Start SUPPLIED ENTRIES

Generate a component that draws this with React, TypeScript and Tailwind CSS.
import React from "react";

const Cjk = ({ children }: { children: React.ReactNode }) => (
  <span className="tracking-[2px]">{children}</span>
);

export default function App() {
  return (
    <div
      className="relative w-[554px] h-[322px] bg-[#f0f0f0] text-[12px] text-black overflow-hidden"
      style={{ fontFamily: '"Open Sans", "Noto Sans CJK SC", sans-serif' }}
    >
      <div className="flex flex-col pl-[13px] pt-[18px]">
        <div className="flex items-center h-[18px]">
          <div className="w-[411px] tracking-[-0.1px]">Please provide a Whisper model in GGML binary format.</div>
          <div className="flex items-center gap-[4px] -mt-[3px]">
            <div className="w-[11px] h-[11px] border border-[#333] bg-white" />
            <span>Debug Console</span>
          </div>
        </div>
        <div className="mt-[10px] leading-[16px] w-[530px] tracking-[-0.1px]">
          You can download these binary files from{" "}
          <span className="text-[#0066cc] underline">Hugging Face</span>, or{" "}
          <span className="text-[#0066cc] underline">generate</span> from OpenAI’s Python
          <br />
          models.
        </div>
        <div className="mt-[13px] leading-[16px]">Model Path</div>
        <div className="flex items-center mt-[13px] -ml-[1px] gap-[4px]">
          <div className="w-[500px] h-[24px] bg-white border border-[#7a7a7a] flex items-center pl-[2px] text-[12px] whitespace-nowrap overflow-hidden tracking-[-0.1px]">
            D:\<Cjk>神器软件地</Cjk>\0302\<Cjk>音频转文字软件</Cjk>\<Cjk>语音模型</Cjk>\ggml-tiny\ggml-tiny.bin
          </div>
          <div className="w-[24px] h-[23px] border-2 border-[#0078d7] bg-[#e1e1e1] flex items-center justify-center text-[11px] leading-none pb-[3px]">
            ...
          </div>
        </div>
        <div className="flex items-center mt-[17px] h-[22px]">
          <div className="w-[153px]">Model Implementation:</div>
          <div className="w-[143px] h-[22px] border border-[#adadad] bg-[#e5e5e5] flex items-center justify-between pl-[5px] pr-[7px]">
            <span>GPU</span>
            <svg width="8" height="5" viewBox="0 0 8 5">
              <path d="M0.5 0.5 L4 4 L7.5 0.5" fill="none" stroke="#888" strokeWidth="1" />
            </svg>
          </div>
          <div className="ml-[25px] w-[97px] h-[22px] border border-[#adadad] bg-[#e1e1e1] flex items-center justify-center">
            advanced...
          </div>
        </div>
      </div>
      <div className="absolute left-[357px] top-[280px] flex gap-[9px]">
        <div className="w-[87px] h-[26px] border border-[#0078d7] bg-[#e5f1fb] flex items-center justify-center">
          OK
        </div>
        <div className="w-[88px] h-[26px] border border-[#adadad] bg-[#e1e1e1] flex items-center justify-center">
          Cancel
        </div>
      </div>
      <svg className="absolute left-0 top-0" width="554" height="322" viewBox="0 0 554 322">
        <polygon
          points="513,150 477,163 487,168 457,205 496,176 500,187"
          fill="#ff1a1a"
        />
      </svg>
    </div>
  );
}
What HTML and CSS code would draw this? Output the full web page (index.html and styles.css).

End SUPPLIED ENTRIES

→ WHAT THE TASK ASKS: Copy each record from above without leaving any out.

→ FINAL RESULT:
Generate a component that draws this with React, TypeScript and Tailwind CSS.
import React from "react";

const Cjk = ({ children }: { children: React.ReactNode }) => (
  <span className="tracking-[2px]">{children}</span>
);

export default function App() {
  return (
    <div
      className="relative w-[554px] h-[322px] bg-[#f0f0f0] text-[12px] text-black overflow-hidden"
      style={{ fontFamily: '"Open Sans", "Noto Sans CJK SC", sans-serif' }}
    >
      <div className="flex flex-col pl-[13px] pt-[18px]">
        <div className="flex items-center h-[18px]">
          <div className="w-[411px] tracking-[-0.1px]">Please provide a Whisper model in GGML binary format.</div>
          <div className="flex items-center gap-[4px] -mt-[3px]">
            <div className="w-[11px] h-[11px] border border-[#333] bg-white" />
            <span>Debug Console</span>
          </div>
        </div>
        <div className="mt-[10px] leading-[16px] w-[530px] tracking-[-0.1px]">
          You can download these binary files from{" "}
          <span className="text-[#0066cc] underline">Hugging Face</span>, or{" "}
          <span className="text-[#0066cc] underline">generate</span> from OpenAI’s Python
          <br />
          models.
        </div>
        <div className="mt-[13px] leading-[16px]">Model Path</div>
        <div className="flex items-center mt-[13px] -ml-[1px] gap-[4px]">
          <div className="w-[500px] h-[24px] bg-white border border-[#7a7a7a] flex items-center pl-[2px] text-[12px] whitespace-nowrap overflow-hidden tracking-[-0.1px]">
            D:\<Cjk>神器软件地</Cjk>\0302\<Cjk>音频转文字软件</Cjk>\<Cjk>语音模型</Cjk>\ggml-tiny\ggml-tiny.bin
          </div>
          <div className="w-[24px] h-[23px] border-2 border-[#0078d7] bg-[#e1e1e1] flex items-center justify-center text-[11px] leading-none pb-[3px]">
            ...
          </div>
        </div>
        <div className="flex items-center mt-[17px] h-[22px]">
          <div className="w-[153px]">Model Implementation:</div>
          <div className="w-[143px] h-[22px] border border-[#adadad] bg-[#e5e5e5] flex items-center justify-between pl-[5px] pr-[7px]">
            <span>GPU</span>
            <svg width="8" height="5" viewBox="0 0 8 5">
              <path d="M0.5 0.5 L4 4 L7.5 0.5" fill="none" stroke="#888" strokeWidth="1" />
            </svg>
          </div>
          <div className="ml-[25px] w-[97px] h-[22px] border border-[#adadad] bg-[#e1e1e1] flex items-center justify-center">
            advanced...
          </div>
        </div>
      </div>
      <div className="absolute left-[357px] top-[280px] flex gap-[9px]">
        <div className="w-[87px] h-[26px] border border-[#0078d7] bg-[#e5f1fb] flex items-center justify-center">
          OK
        </div>
        <div className="w-[88px] h-[26px] border border-[#adadad] bg-[#e1e1e1] flex items-center justify-center">
          Cancel
        </div>
      </div>
      <svg className="absolute left-0 top-0" width="554" height="322" viewBox="0 0 554 322">
        <polygon
          points="513,150 477,163 487,168 457,205 496,176 500,187"
          fill="#ff1a1a"
        />
      </svg>
    </div>
  );
}
What HTML and CSS code would draw this? Output the full web page (index.html and styles.css).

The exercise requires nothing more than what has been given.